Once the pictures are set aside, transcribe the remaining data exactly.

**** Collected material ****

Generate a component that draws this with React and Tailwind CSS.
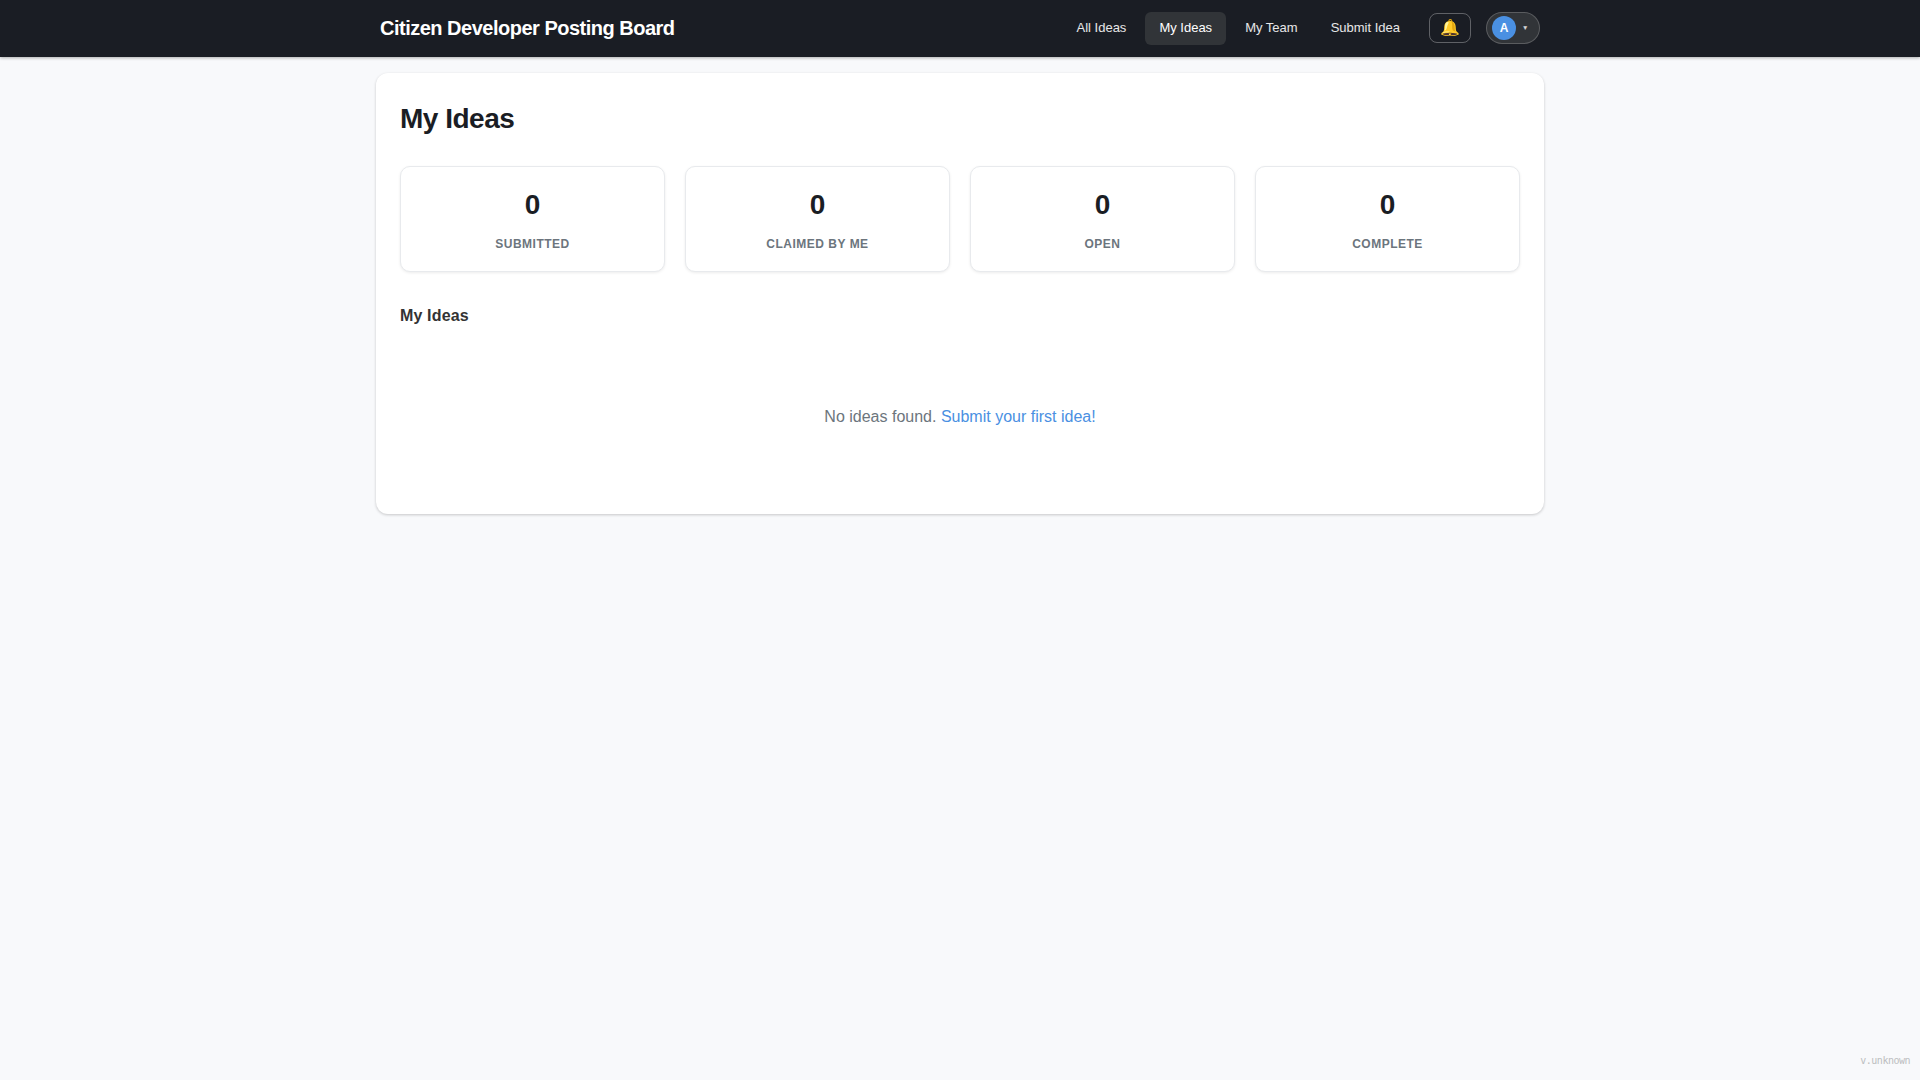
const navItems = ["All Ideas", "My Ideas", "My Team", "Submit Idea"];
const stats = ["Submitted", "Claimed by me", "Open", "Complete"];

export default function App() {
  return (
    <div className="flex min-h-screen flex-col bg-[#f8f9fb] font-['Liberation_Sans',sans-serif] text-[#333333]">
      <header className="h-[57px] bg-[#1a1d24] shadow-[0_1px_3px_rgba(0,0,0,0.3)]">
        <div className="mx-auto flex h-14 w-[1160px] items-center justify-between">
          <h1 className="text-[20px] font-bold tracking-[-0.5px] text-white">Citizen Developer Posting Board</h1>
          <nav className="flex items-center">
            <div className="mt-px flex gap-[5px]">
              {navItems.map((label) => (
                <a
                  key={label}
                  className={
                    "flex h-[33px] items-center rounded-md px-[14px] pb-px text-[13px] " +
                    (label === "My Ideas" ? "bg-[#313438] text-white" : "text-white/90")
                  }
                >
                  {label}
                </a>
              ))}
            </div>
            <button className="ml-[15px] flex h-[30px] w-[42px] items-center justify-center rounded-lg border border-white/30 text-[16px]">🔔</button>
            <button className="ml-[15px] flex h-8 w-[54px] items-center gap-1.5 rounded-full border border-white/20 bg-[#313438] pl-[5px]">
              <span className="flex size-6 items-center justify-center rounded-full bg-[#4a90e2] text-[12px] font-bold text-white">A</span>
              <span className="text-[6.5px] leading-3 text-white/80">▼</span>
            </button>
          </nav>
        </div>
      </header>
      <main className="mx-auto mt-4 h-[441px] w-[1168px] rounded-xl bg-white p-6 shadow-[0_1px_3px_rgba(0,0,0,0.2)]">
        <h2 className="mt-1 text-[28px] leading-9 font-bold tracking-[-0.5px] text-[#1a1d24]">My Ideas</h2>
        <div className="mt-[29px] grid grid-cols-4 gap-5">
          {stats.map((label) => (
            <div key={label} className="flex h-[106px] flex-col items-center rounded-[10px] border border-[#e8eaed] bg-white pt-5 shadow-[0_1px_3px_rgba(0,0,0,0.08)]">
              <div className="text-[28px] leading-9 font-bold text-[#1a1d24]">0</div>
              <div className="mt-[13px] text-[12px] leading-4 font-bold tracking-[0.5px] text-[#6c757d] uppercase">{label}</div>
            </div>
          ))}
        </div>
        <h3 className="mt-8 text-[16px] leading-6 font-bold tracking-[0.15px]">My Ideas</h3>
        <p className="mt-[77px] text-center text-[16px] leading-6 text-[#6c757d]">
          No ideas found. <a className="text-[#4a90e2]">Submit your first idea!</a>
        </p>
      </main>
      <footer className="mt-auto pr-2.5 pb-[11px] text-right font-['DejaVu_Sans_Mono',monospace] text-[10px] leading-4 tracking-[-0.5px] text-[#bcbec0]">v.unknown</footer>
    </div>
  );
}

****

§ **Expected answer**
Generate a component that draws this with React and Tailwind CSS.
const navItems = ["All Ideas", "My Ideas", "My Team", "Submit Idea"];
const stats = ["Submitted", "Claimed by me", "Open", "Complete"];

export default function App() {
  return (
    <div className="flex min-h-screen flex-col bg-[#f8f9fb] font-['Liberation_Sans',sans-serif] text-[#333333]">
      <header className="h-[57px] bg-[#1a1d24] shadow-[0_1px_3px_rgba(0,0,0,0.3)]">
        <div className="mx-auto flex h-14 w-[1160px] items-center justify-between">
          <h1 className="text-[20px] font-bold tracking-[-0.5px] text-white">Citizen Developer Posting Board</h1>
          <nav className="flex items-center">
            <div className="mt-px flex gap-[5px]">
              {navItems.map((label) => (
                <a
                  key={label}
                  className={
                    "flex h-[33px] items-center rounded-md px-[14px] pb-px text-[13px] " +
                    (label === "My Ideas" ? "bg-[#313438] text-white" : "text-white/90")
                  }
                >
                  {label}
                </a>
              ))}
            </div>
            <button className="ml-[15px] flex h-[30px] w-[42px] items-center justify-center rounded-lg border border-white/30 text-[16px]">🔔</button>
            <button className="ml-[15px] flex h-8 w-[54px] items-center gap-1.5 rounded-full border border-white/20 bg-[#313438] pl-[5px]">
              <span className="flex size-6 items-center justify-center rounded-full bg-[#4a90e2] text-[12px] font-bold text-white">A</span>
              <span className="text-[6.5px] leading-3 text-white/80">▼</span>
            </button>
          </nav>
        </div>
      </header>
      <main className="mx-auto mt-4 h-[441px] w-[1168px] rounded-xl bg-white p-6 shadow-[0_1px_3px_rgba(0,0,0,0.2)]">
        <h2 className="mt-1 text-[28px] leading-9 font-bold tracking-[-0.5px] text-[#1a1d24]">My Ideas</h2>
        <div className="mt-[29px] grid grid-cols-4 gap-5">
          {stats.map((label) => (
            <div key={label} className="flex h-[106px] flex-col items-center rounded-[10px] border border-[#e8eaed] bg-white pt-5 shadow-[0_1px_3px_rgba(0,0,0,0.08)]">
              <div className="text-[28px] leading-9 font-bold text-[#1a1d24]">0</div>
              <div className="mt-[13px] text-[12px] leading-4 font-bold tracking-[0.5px] text-[#6c757d] uppercase">{label}</div>
            </div>
          ))}
        </div>
        <h3 className="mt-8 text-[16px] leading-6 font-bold tracking-[0.15px]">My Ideas</h3>
        <p className="mt-[77px] text-center text-[16px] leading-6 text-[#6c757d]">
          No ideas found. <a className="text-[#4a90e2]">Submit your first idea!</a>
        </p>
      </main>
      <footer className="mt-auto pr-2.5 pb-[11px] text-right font-['DejaVu_Sans_Mono',monospace] text-[10px] leading-4 tracking-[-0.5px] text-[#bcbec0]">v.unknown</footer>
    </div>
  );
}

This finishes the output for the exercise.